Items with minor defects were sent to local repair vendors. Products that were still functional but not resalable were donated to the Crossroads Foundation. Everything else was professionally cleaned and prepared for the September Like New resale pop-up.
The second phase included the pop-up event, which transformed this backend work into a community-driven retail experience. Customers browsed curated racks of throwback designs and current favourites, attended upcycling workshops, and participated in design-led activities, such as keychain or scrunchie making. All net proceeds from the pop-up were donated to Redress; unsold items were passed to Crossroads, ensuring a complete end-of-use cycle.
“In the second phase, we were deeply involved in organising the pop-up. It was not only a resale event but also a fundraiser for Redress, which we’re very grateful for,” Dean said.
“This is a relatively new concept for many people. While the resale market is already growing through platforms like Vestiaire, Vinted, or Depop, what we’re seeing as particularly impactful is brands running their own resale programs, not just peer-to-peer.”
A cultural experiment as much as a business one
At the pop-up, longtime Lululemon customers purchased secondhand for the first time. Others interacted with the brand not through product, but through workshops and community activities.
“During the pop-up, to further engage the community, Lululemon hosted interactive upcycling workshops, featuring activities like keychain crafting and scrunchie-making to encourage creative reuse and hands-on participation,” Chan said.
Brand-run resale is becoming more common in Western markets, but in Asia, where a luxury-driven consumer culture often associates prestige with newness, it remains relatively uncharted territory.
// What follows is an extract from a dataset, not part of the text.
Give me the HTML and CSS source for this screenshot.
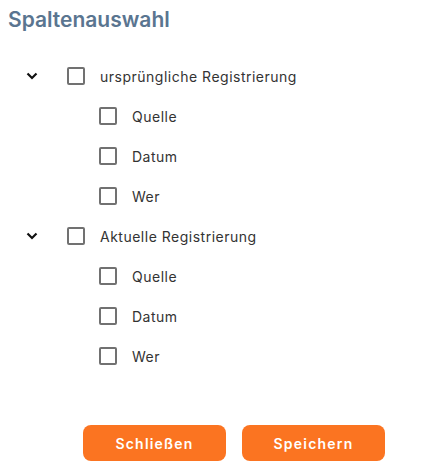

Japan’s resale culture is long-established. Mainland China’s re-commerce sector is growing rapidly, but it is skewed toward luxury. Southeast Asia varies dramatically by country. Hong Kong, with its high consumption and high waste levels, sits somewhere in the middle. While perceptions of secondhand goods have historically been mixed, Redress argues that attitudes are changing faster than many assume.
“One common thread across the Asia Pacific region is that our guests are mindful consumers who value quality and want to make their purchases last. But we also recognise that each market has its own unique expectations and behaviours,” Gareth Pope, general manager EMEA at Lululemon, told Inside Retail.
“The Like New pilot in Hong Kong is an important step in our test-and-learn journey as we explore how resale can become a meaningful part of our long-term strategy in the Asia Pacific region.”
From one-off to structural change?
The biggest question surrounding Like New is whether it will evolve beyond a single pilot into something more permanent, in Hong Kong or elsewhere.
Scaling circularity requires infrastructure: repair partners, cleaning facilities, sorting protocols, and logistics optimisation. It demands a consistent supply of high-quality garments returned by customers. And it requires a shift in retail planning, as brands learn to manage both “first-life” and “second-life” inventory.
Partnerships with nonprofits, Pope argues, are essential for navigating this early phase. Redress brings years of expertise in textile waste management and a deep understanding of Hong Kong’s consumer landscape, helping the pilot run with realistic expectations rather than idealistic assumptions.
According to Redress, the value lies not in the resale event itself but in the knowledge it produces. “A pilot is only useful if it can be shared and replicated,” Dean says. “That’s where the impact really lies.”
The Like New initiative does not claim to resolve the complexities of circular fashion in Asia. But it provides a controlled environment to test what works, what fails, and what needs to be rebuilt entirely.